# Snake Head In Rams Horn Part 3



## Stickie (Mar 28, 2016)

Just needs painting


----------



## cobalt (Nov 14, 2013)

will follow it more with interest superb piece

Hope to see it at a show during the year sometime

Interested to see what type of paint you use ,

Some pieces of painted horn seem to have a translucent pearl effect which brings out the quality of the horn ,rather than a acrylic flat paint many people use

A lot of effort nice one


----------



## stickwithdave (Apr 29, 2015)

Hi Stickie

Nice picture,That will help people to understand the carving proccess. one of my favourite things is looking in other peoples workshop. You can learn a lot about them and how they do things. But your picture doesn't give a lot away, especially your presses, so if you show me yours I will show you mine!! lol. That's computer talk I'm told.

Dave


----------



## Stickie (Mar 28, 2016)

Hi Dave workshop as requested


----------



## Stickie (Mar 28, 2016)

My presses


----------



## cobalt (Nov 14, 2013)

a lot tidyer than mine and cleaner wood dust every where in mine

most people seem to make there own presses

Well equipped shop tho

A few pic of my workshop when I installed the French cleat system in. its not this tidy

A few members have already shown there workshops but its always interesting to see others workspaces


----------



## Stickie (Mar 28, 2016)

Has to be kept near tidy as I have five lads come round every Monday night at least for the past 12 years


----------



## Gloops (Jan 23, 2015)

Looked at all 3 posts on the Snake, great concept, well worked out particularly the tail left for the wrap round, well done.

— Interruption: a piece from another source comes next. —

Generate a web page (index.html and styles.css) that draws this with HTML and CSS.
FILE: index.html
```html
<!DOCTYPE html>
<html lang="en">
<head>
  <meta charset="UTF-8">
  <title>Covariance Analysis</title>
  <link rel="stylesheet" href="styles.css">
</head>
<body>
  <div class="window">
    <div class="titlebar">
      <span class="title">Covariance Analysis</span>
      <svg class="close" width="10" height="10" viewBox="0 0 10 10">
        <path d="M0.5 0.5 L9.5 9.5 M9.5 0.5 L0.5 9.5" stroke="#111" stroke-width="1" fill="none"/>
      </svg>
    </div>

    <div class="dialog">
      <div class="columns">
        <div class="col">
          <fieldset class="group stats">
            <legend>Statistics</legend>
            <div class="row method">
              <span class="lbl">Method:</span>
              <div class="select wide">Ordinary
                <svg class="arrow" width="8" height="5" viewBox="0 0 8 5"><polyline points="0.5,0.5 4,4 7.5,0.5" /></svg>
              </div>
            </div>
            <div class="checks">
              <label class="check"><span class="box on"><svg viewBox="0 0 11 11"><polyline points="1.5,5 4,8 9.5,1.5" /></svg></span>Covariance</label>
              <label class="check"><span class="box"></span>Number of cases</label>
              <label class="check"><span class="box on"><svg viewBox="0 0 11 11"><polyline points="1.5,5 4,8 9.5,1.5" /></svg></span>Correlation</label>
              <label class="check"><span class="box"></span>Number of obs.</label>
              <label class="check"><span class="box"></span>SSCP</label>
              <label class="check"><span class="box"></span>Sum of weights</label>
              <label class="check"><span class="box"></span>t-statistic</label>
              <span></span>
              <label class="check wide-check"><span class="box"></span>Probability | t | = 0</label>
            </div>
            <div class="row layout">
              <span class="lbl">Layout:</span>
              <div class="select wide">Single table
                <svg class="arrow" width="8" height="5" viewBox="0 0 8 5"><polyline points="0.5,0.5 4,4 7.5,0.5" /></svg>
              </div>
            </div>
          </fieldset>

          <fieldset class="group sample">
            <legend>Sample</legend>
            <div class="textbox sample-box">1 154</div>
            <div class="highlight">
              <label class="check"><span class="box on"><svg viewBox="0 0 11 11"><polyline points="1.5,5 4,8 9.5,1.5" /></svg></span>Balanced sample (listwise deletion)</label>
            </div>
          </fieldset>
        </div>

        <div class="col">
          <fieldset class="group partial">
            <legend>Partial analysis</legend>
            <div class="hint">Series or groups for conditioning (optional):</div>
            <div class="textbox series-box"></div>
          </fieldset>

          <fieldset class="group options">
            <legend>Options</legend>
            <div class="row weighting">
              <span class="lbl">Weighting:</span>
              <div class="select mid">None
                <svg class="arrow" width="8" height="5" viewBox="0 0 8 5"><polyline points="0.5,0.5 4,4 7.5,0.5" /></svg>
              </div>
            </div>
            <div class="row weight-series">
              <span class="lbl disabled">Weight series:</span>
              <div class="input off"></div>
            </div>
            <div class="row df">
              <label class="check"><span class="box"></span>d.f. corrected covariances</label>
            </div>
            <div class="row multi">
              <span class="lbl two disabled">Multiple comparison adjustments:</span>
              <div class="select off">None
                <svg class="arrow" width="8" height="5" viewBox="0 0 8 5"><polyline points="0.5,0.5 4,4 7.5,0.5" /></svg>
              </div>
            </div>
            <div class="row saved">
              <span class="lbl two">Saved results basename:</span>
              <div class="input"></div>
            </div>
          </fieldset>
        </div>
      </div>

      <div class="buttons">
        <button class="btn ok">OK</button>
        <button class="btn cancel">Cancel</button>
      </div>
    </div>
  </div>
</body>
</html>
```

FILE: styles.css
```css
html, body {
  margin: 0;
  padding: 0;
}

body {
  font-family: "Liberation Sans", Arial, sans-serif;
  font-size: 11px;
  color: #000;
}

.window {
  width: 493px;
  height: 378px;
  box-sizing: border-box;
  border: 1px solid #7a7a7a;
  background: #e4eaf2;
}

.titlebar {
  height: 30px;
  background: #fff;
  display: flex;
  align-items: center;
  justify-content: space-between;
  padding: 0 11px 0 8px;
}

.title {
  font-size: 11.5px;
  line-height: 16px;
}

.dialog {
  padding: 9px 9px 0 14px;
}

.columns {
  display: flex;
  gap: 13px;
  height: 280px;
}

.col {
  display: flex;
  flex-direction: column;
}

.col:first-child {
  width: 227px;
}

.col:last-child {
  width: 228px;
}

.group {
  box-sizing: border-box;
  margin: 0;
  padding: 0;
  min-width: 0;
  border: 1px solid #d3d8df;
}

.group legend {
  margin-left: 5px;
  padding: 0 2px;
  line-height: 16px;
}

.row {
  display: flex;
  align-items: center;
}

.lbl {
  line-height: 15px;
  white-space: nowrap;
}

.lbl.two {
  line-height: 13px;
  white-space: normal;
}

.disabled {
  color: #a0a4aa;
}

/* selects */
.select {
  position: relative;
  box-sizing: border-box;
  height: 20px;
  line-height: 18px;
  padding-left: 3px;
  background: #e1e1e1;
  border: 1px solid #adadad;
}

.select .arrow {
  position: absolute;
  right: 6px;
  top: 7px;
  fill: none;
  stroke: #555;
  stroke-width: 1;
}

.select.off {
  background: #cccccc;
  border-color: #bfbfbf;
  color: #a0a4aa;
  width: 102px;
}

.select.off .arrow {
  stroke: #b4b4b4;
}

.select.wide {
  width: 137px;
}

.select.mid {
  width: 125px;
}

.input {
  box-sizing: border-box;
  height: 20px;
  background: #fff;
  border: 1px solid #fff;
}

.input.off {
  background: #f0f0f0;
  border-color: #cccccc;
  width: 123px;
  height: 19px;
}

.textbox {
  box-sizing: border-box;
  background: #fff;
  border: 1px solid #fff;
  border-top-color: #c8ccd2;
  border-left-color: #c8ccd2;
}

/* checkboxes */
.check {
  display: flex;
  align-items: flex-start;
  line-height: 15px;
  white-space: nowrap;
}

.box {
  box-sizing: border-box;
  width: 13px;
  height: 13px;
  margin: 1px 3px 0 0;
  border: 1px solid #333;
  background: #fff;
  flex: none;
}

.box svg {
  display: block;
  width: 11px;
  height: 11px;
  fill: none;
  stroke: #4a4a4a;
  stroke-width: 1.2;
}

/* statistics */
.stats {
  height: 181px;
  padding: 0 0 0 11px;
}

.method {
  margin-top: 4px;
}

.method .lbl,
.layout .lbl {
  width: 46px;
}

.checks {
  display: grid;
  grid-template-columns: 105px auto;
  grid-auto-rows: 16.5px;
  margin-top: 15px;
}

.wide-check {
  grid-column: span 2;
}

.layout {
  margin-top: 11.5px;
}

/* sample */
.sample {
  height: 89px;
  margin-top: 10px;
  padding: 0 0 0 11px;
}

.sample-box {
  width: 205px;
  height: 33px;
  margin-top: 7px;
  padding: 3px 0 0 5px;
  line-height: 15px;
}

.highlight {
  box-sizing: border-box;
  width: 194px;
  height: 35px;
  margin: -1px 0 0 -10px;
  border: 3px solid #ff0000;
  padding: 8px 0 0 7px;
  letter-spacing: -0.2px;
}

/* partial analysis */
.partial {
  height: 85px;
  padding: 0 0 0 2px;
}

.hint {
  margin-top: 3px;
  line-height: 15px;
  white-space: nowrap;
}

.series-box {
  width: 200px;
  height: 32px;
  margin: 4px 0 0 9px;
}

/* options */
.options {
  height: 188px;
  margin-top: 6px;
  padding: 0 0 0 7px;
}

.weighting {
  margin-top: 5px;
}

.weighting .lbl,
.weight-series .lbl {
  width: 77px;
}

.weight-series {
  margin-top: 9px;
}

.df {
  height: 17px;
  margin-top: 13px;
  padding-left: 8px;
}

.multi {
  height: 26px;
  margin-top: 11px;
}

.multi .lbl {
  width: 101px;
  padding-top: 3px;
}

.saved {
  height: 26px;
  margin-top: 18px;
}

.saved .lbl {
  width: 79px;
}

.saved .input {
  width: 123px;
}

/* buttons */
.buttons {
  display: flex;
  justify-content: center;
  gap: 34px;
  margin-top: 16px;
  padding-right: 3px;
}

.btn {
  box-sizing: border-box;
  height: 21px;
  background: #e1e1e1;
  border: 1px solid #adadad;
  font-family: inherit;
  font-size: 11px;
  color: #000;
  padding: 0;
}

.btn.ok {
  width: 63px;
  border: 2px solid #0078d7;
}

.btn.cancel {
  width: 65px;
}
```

have you checked out Mike Stinnet's snake sticks/


----------



## Rodney (Jun 12, 2015)

Fantastic stick and shops. The stick in the wooden vise is nice too. Thanks for showing us. No pictures of mine for the time being. It's far too messy.

It's amazing to me how flexible horn can be.

Rodney


----------



## stickwithdave (Apr 29, 2015)

Hi Stickie
Photo's of my Rams horn press. Now leaving for Hertford for five days, then two demo shows back to back. I will take photo's of workshop when I return. Dave


----------



## CV3 (Jan 30, 2014)

Well done. The completed texturing really sets it off nicely. It is great to see work spaces and the tools others are using.


----------



## Rodney (Jun 12, 2015)

Another ShopSmith user I see. Yours is considerably newer than mine. IIRC mines from 1955. Great tools, I love the drill press feature and the disk sander on them. They make an ok lathe too.

Rodney


----------



## Stickie (Mar 28, 2016)

Finished Snakes In Rams Horn


----------



## alador (Apr 25, 2013)

The snake stick is truly a work of art! It's inspiring to see the work of a true master craftsman. Also, thank you for the video on steam straightening, it gave me just the push I needed to get into it. It's an oddly satisfying thing to do in it's own right.


----------



## Gloops (Jan 23, 2015)

Job well done a great concept and a beautiful stick.


----------



## Rodney (Jun 12, 2015)

Beautiful!

Rodney


----------



## plethodon (May 28, 2016)

Beautufil work.


----------



## plethodon (May 28, 2016)

Sorry for the typo -- beautiful work. What tools did you use to carve the horn?


----------